* BEGIN *

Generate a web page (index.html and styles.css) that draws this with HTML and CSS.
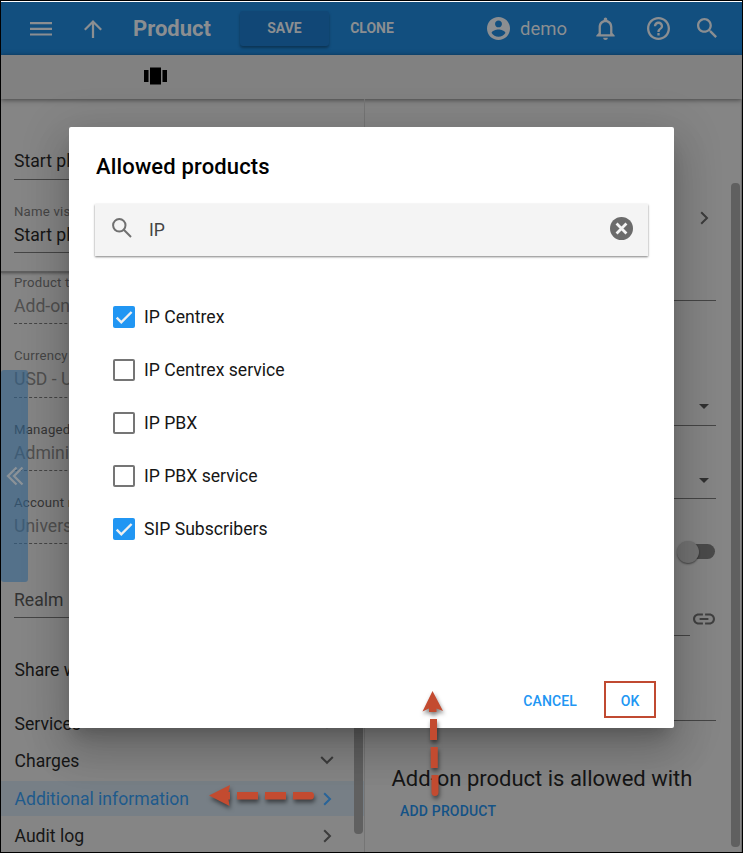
FILE: index.html
```html
<!DOCTYPE html>
<html lang="en">
<head>
<meta charset="utf-8">
<title>Product</title>
<link rel="stylesheet" href="styles.css">
</head>
<body>
<div class="app">
  <header class="header">
    <svg class="ico menu" viewBox="0 0 22 16"><path d="M0 1h22v2.2H0zM0 6.7h22v2.2H0zM0 12.4h22v2.2H0z"/></svg>
    <svg class="ico up" viewBox="4 4 16 16"><path d="M4 12l1.41 1.41L11 7.83V20h2V7.83l5.58 5.59L20 12l-8-8z"/></svg>
    <h1 class="title">Product</h1>
    <button class="btn save">SAVE</button>
    <button class="btn clone">CLONE</button>
    <div class="user">
      <svg class="ico" viewBox="2 2 20 20"><path d="M12 2C6.48 2 2 6.48 2 12s4.48 10 10 10 10-4.48 10-10S17.52 2 12 2zm0 3c1.66 0 3 1.34 3 3s-1.34 3-3 3-3-1.340-3-3 1.340-3 3-3zm0 14.200c-2.500 0-4.710-1.280-6-3.220.030-1.990 4-3.080 6-3.080 1.990 0 5.970 1.090 6 3.080-1.290 1.940-3.500 3.220-6 3.220z"/></svg>
      <span>demo</span>
    </div>
    <svg class="ico bell" viewBox="4 2 16 20"><path d="M12 22c1.100 0 2-.9 2-2h-4c0 1.100.9 2 2 2zm6-6v-5c0-3.070-1.630-5.640-4.500-6.320V4c0-.83-.67-1.500-1.500-1.500s-1.500.67-1.500 1.500v.68C7.640 5.360 6 7.920 6 11v5l-2 2v1h16v-1l-2-2zm-2 1H8v-6c0-2.480 1.510-4.500 4-4.500s4 2.020 4 4.500v6z"/></svg>
    <svg class="ico help" viewBox="2 2 20 20"><path d="M11 18h2v-2h-2v2zm1-16C6.480 2 2 6.480 2 12s4.480 10 10 10 10-4.480 10-10S17.520 2 12 2zm0 18c-4.410 0-8-3.590-8-8s3.590-8 8-8 8 3.590 8 8-3.590 8-8 8zm0-14c-2.210 0-4 1.790-4 4h2c0-1.100.9-2 2-2s2 .9 2 2c0 2-3 1.750-3 5h2c0-2.250 3-2.500 3-5 0-2.210-1.790-4-4-4z"/></svg>
    <svg class="ico find" viewBox="3 3 17.500 17.500"><path d="M15.500 14h-.79l-.28-.27C15.410 12.590 16 11.110 16 9.500 16 5.910 13.090 3 9.500 3S3 5.910 3 9.500 5.910 16 9.500 16c1.610 0 3.090-.59 4.230-1.570l.27.28v.79l5 4.990L20.490 19l-4.990-5zm-6 0C7.010 14 5 11.990 5 9.500S7.010 5 9.500 5 14 7.010 14 9.500 11.990 14 9.500 14z"/></svg>
  </header>
  <div class="toolbar">
    <svg class="carousel" viewBox="0 0 23 18"><path d="M0 3h4.500v12H0zM6 .5h11v17H6zM18.500 3H23v12h-4.500z"/></svg>
  </div>
  <main class="columns">
    <section class="left">
      <div class="pinned">
        <div class="field first"><span class="value">Start pl</span></div>
        <div class="field second"><label>Name vis</label><span class="value">Start pl</span></div>
      </div>
      <div class="field off third"><label>Product ty</label><span class="value">Add-on</span></div>
      <div class="field off tall"><label>Currency</label><span class="value">USD - U</span></div>
      <div class="field off"><label class="dark">Managed</label><span class="value">Adminis</span></div>
      <div class="field off"><label class="dark">Account r</label><span class="value">Univers</span></div>
      <div class="field tall realm"><span class="value">Realm</span></div>
      <div class="share">Share w</div>
      <nav class="menu-list">
        <a class="item">Services<svg class="chev" viewBox="0 0 14 14"><path d="M1.500 4.500L7 10l5.500-5.500"/></svg></a>
        <a class="item">Charges<svg class="chev" viewBox="0 0 14 14"><path d="M1.200 3L7 8.800 12.800 3"/></svg></a>
        <a class="item active">Additional information<svg class="chev" viewBox="0 0 14 14"><path d="M4.200 1.200L10 7l-5.800 5.800"/></svg></a>
        <a class="item">Audit log<svg class="chev" viewBox="0 0 14 14"><path d="M4.200 1.200L10 7l-5.800 5.800"/></svg></a>
      </nav>
      <div class="handle"><svg viewBox="0 0 18 20"><path d="M10.500 1.500L2 10l8.500 8.500M16.500 1.500L8 10l8.500 8.500"/></svg></div>
      <div class="bar bar-left"></div>
    </section>
    <section class="right">
      <div class="line r1"><svg class="chev" viewBox="0 0 14 14"><path d="M4.200 1.200L10 7l-5.800 5.800"/></svg></div>
      <div class="line r2"><i class="caret"></i></div>
      <div class="line r3"><i class="caret"></i></div>
      <div class="toggle-row"><span class="toggle"></span></div>
      <div class="link-row">
        <div class="short"></div>
        <svg class="link" viewBox="2 7 20 10"><path d="M3.900 12c0-1.710 1.390-3.100 3.100-3.100h4V7H7c-2.760 0-5 2.240-5 5s2.240 5 5 5h4v-1.900H7c-1.710 0-3.100-1.390-3.100-3.100zM8 13h8v-2H8v2zm9-6h-4v1.900h4c1.710 0 3.100 1.390 3.100 3.100s-1.390 3.100-3.100 3.100h-4V17h4c2.760 0 5-2.240 5-5s-2.240-5-5-5z"/></svg>
      </div>
      <div class="line r4"></div>
      <h2 class="subhead">Add-on product is allowed with</h2>
      <button class="btn add">ADD PRODUCT</button>
      <div class="bar bar-right"></div>
    </section>
  </main>

  <div class="dialog">
    <h2 class="dialog-title">Allowed products</h2>
    <div class="search">
      <svg class="s-ico" viewBox="0 0 20 20"><circle cx="7.300" cy="7.300" r="6.200"/><path d="M11.800 11.800L19 19"/></svg>
      <span class="query">IP</span>
      <svg class="clear" viewBox="2 2 20 20"><circle cx="12" cy="12" r="10"/><path d="M7.700 7.700l8.600 8.600M16.300 7.700l-8.600 8.600"/></svg>
    </div>
    <ul class="options">
      <li><span class="check on"><svg viewBox="0 0 22 22"><path d="M3.700 11.700l4.600 4.600L18.600 6"/></svg></span><span>IP Centrex</span></li>
      <li><span class="check"></span><span>IP Centrex service</span></li>
      <li><span class="check"></span><span>IP PBX</span></li>
      <li><span class="check"></span><span>IP PBX service</span></li>
      <li><span class="check on"><svg viewBox="0 0 22 22"><path d="M3.700 11.700l4.600 4.600L18.600 6"/></svg></span><span>SIP Subscribers</span></li>
    </ul>
    <div class="actions">
      <button class="btn cancel">CANCEL</button>
      <button class="btn ok">OK</button>
    </div>
  </div>

  <svg class="arrow arrow-h" viewBox="0 0 110 26"><path d="M1 12.500L22 2l-1.500 7H22v7.500h-1.500L21.500 23zM29 9h21v7.500H29zM57 9h21v7.500H57zM85 9h18q3 0 3 3.750t-3 3.750H85z"/></svg>
  <svg class="arrow arrow-v" viewBox="0 0 26 112"><path d="M11.500 1L22 21l-6.500-2.500V22H8v-3.500L1.500 21.500zM9 29h7v21H9zM9.600 57h7.200v21H9.800zM10.500 85h7v17q0 4-3.500 4t-3.500-4z"/></svg>
</div>
</body>
</html>
```
FILE: styles.css
```css
* { box-sizing: border-box; }
body { margin: 0; font-family: Roboto, sans-serif; font-size: 17.6px; line-height: 20px; color: #161616; }
h1, h2, ul { margin: 0; padding: 0; font-weight: 400; }
button { border: 0; background: none; padding: 0; font-family: inherit; cursor: pointer; }
svg { display: block; flex: none; }

.app {
  position: relative;
  width: 743px;
  height: 853px;
  border: 1px solid #000;
  overflow: hidden;
  background: #858585;
  display: flex;
  flex-direction: column;
}

.header {
  height: 54px;
  flex: none;
  border-top: 1px solid #fff;
  background: #124f7f;
  color: #8b8e91;
  display: flex;
  align-items: center;
}
.ico { fill: #8b8e91; }
.menu { width: 22px; height: 16px; margin-left: 29px; }
.up { width: 18px; height: 18px; margin-left: 32px; margin-top: 1px; }
.title { margin-left: 31px; width: 107px; font-size: 22px; font-weight: 700; line-height: 26px; letter-spacing: 0; }
.btn { font-size: 14px; font-weight: 500; line-height: 20px; }
.save {
  width: 89px;
  height: 35px;
  margin-top: -1px;
  border-radius: 3px;
  background: #114776;
  color: #8b8e91;
  font-weight: 700;
  box-shadow: 0 2px 3px rgba(0, 0, 0, .35);
}
.clone { margin-left: 20px; width: 46px; margin-top: -1px; color: #8b8e91; font-weight: 700; white-space: nowrap; }
.user { display: flex; align-items: center; gap: 10px; margin-left: 92px; width: 109px; font-size: 18.500px; }
.user .ico { width: 23px; height: 23px; }
.bell { width: 19px; height: 23px; }
.help { width: 23px; height: 23px; margin-left: 32px; }
.find { width: 20px; height: 20px; margin-left: 27px; margin-top: -1px; }

.toolbar {
  position: relative;
  height: 44px;
  flex: none;
  background: #818181;
  box-shadow: 0 1px 5px rgba(0, 0, 0, .5);
  display: flex;
  padding: 12px 0 0 143px;
}
.carousel { width: 23px; height: 18px; }

.columns { flex: 1; display: flex; min-height: 0; }
.left { position: relative; width: 364px; flex: none; border-right: 1px solid #757575; overflow: hidden; }
.pinned { height: 174px; border-bottom: 2px solid #5f5f5f; box-shadow: 0 1px 2px rgba(0, 0, 0, .25); }
.field {
  height: 73px;
  margin-left: 13px;
  width: 320px;
  border-bottom: 1px solid #454545;
  padding-bottom: 7px;
  display: flex;
  flex-direction: column;
  justify-content: flex-end;
}
.field label { font-size: 13.200px; line-height: 16px; margin-bottom: 5px; color: #454545; letter-spacing: .2px; }
.field label.dark { color: #363636; }
.first { height: 81px; padding-bottom: 8px; }
.third { height: 51px; }
.tall { height: 74px; }
.off { border-bottom: 1px dashed #454545; }
.off.tall { padding-bottom: 8px; }
.off .value { color: #505050; }
.realm .value { color: #333; }
.share { height: 88px; padding: 42px 0 0 13.500px; }
.menu-list { display: flex; flex-direction: column; gap: 2.500px; }
.item { height: 35px; flex: none; padding: 0 30.500px 0 13.500px; display: flex; align-items: center; justify-content: space-between; }
.chev { width: 14px; height: 14px; fill: none; stroke: #3c3c3c; stroke-width: 2; }
.active { background: #777f86; color: #1e5a8c; }
.active .chev { stroke: #286499; }
.handle {
  position: absolute;
  left: 0;
  top: 271px;
  width: 27px;
  height: 212px;
  border-radius: 3px;
  background: rgba(52, 100, 142, .6);
  display: flex;
  align-items: center;
  padding-left: 5px;
}
.handle svg { width: 18px; height: 20px; fill: none; stroke: #8b9298; stroke-width: 2.300; }
.bar { position: absolute; width: 9px; border-radius: 4px; background: #606060; }
.bar-left { right: 1px; top: 480px; height: 255px; }
.bar-right { right: 1px; top: 84px; height: 664px; }

.right { position: relative; flex: 1; border-right: 1px solid #6e6e6e; padding-left: 26px; }
.line { width: 325px; border-bottom: 1px solid #454545; display: flex; justify-content: flex-end; align-items: flex-end; }
.r1 { height: 202px; padding: 0 5px 75px 0; }
.r2 { height: 125px; padding: 0 7px 16px 0; }
.r3 { height: 73px; padding: 0 7px 15px 0; }
.r4 { height: 85px; }
.caret { border: 5.500px solid transparent; border-top-color: #303030; border-bottom: 0; }
.toggle-row { height: 105px; width: 324px; display: flex; justify-content: flex-end; align-items: center; }
.toggle { position: relative; width: 34px; height: 15px; border-radius: 8px; background: #4a4a4a; }
.toggle::before {
  content: "";
  position: absolute;
  left: -4px;
  top: -3px;
  width: 22px;
  height: 22px;
  border-radius: 50%;
  background: #737373;
  box-shadow: 0 1px 2px rgba(0, 0, 0, .5);
}
.link-row { height: 32px; display: flex; gap: 2.500px; }
.short { width: 299px; border-bottom: 1px solid #454545; }
.link { width: 22px; height: 12px; margin-top: 9px; fill: #404040; }
.subhead { margin-top: 45px; padding-left: .5px; font-size: 22px; line-height: 26px; letter-spacing: 0; white-space: nowrap; }
.add { margin: 9px 0 0 9px; color: #145286; display: block; letter-spacing: .18px; }

.dialog {
  position: absolute;
  left: 68px;
  top: 126px;
  width: 605px;
  height: 601px;
  border-radius: 2px;
  background: #fff;
  padding: 26px 26px 0 26px;
  box-shadow: 0 11px 15px -7px rgba(0, 0, 0, .2), 0 24px 38px 3px rgba(0, 0, 0, .14), 0 9px 46px 8px rgba(0, 0, 0, .12);
  display: flex;
  flex-direction: column;
}
.dialog-title { font-size: 22px; font-weight: 500; line-height: 28px; padding-left: 1px; color: #000; letter-spacing: .15px; }
.search {
  height: 52px;
  margin-top: 23px;
  background: #f4f4f4;
  box-shadow: 0 1px 2px rgba(0, 0, 0, .5);
  display: flex;
  align-items: center;
  padding: 0 15px 0 17px;
}
.s-ico { width: 20px; height: 20px; margin-top: -4px; fill: none; stroke: #707070; stroke-width: 2; }
.query { flex: 1; margin-left: 17px; color: #444; }
.clear { width: 23px; height: 23px; margin-top: -3px; fill: #6b6b6b; stroke: #f4f4f4; stroke-width: 2.400; }
.clear circle { stroke: none; }
.options { list-style: none; margin-top: 34px; padding-left: 18px; }
.options li { height: 53px; display: flex; align-items: center; gap: 9px; }
.check { width: 22px; height: 22px; border: 2px solid #757575; border-radius: 2px; }
.check.on { border: 0; background: #2196f3; }
.check svg { width: 22px; height: 22px; fill: none; stroke: #f0f0f0; stroke-width: 2.400; }
.actions { margin: auto -8px 10px 0; display: flex; justify-content: flex-end; align-items: center; gap: 27px; }
.cancel { padding-top: 2px; color: #2196f3; letter-spacing: .12px; }
.ok { width: 52px; height: 37px; padding-top: 2px; border: 2px solid #c04a31; color: #2196f3; }

.arrow { position: absolute; fill: #c34b30; filter: drop-shadow(1px 3px 2px rgba(0, 0, 0, .5)); overflow: visible; }
.arrow-h { left: 207px; top: 782px; width: 110px; height: 26px; }
.arrow-v { left: 420px; top: 689px; width: 26px; height: 112px; }
```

* END *

* _SHORT PROBLEM_:
Every line above that contains the word "index" should be reported.

* _EXERCISE OUTPUT_:
Generate a web page (index.html and styles.css) that draws this with HTML and CSS.
FILE: index.html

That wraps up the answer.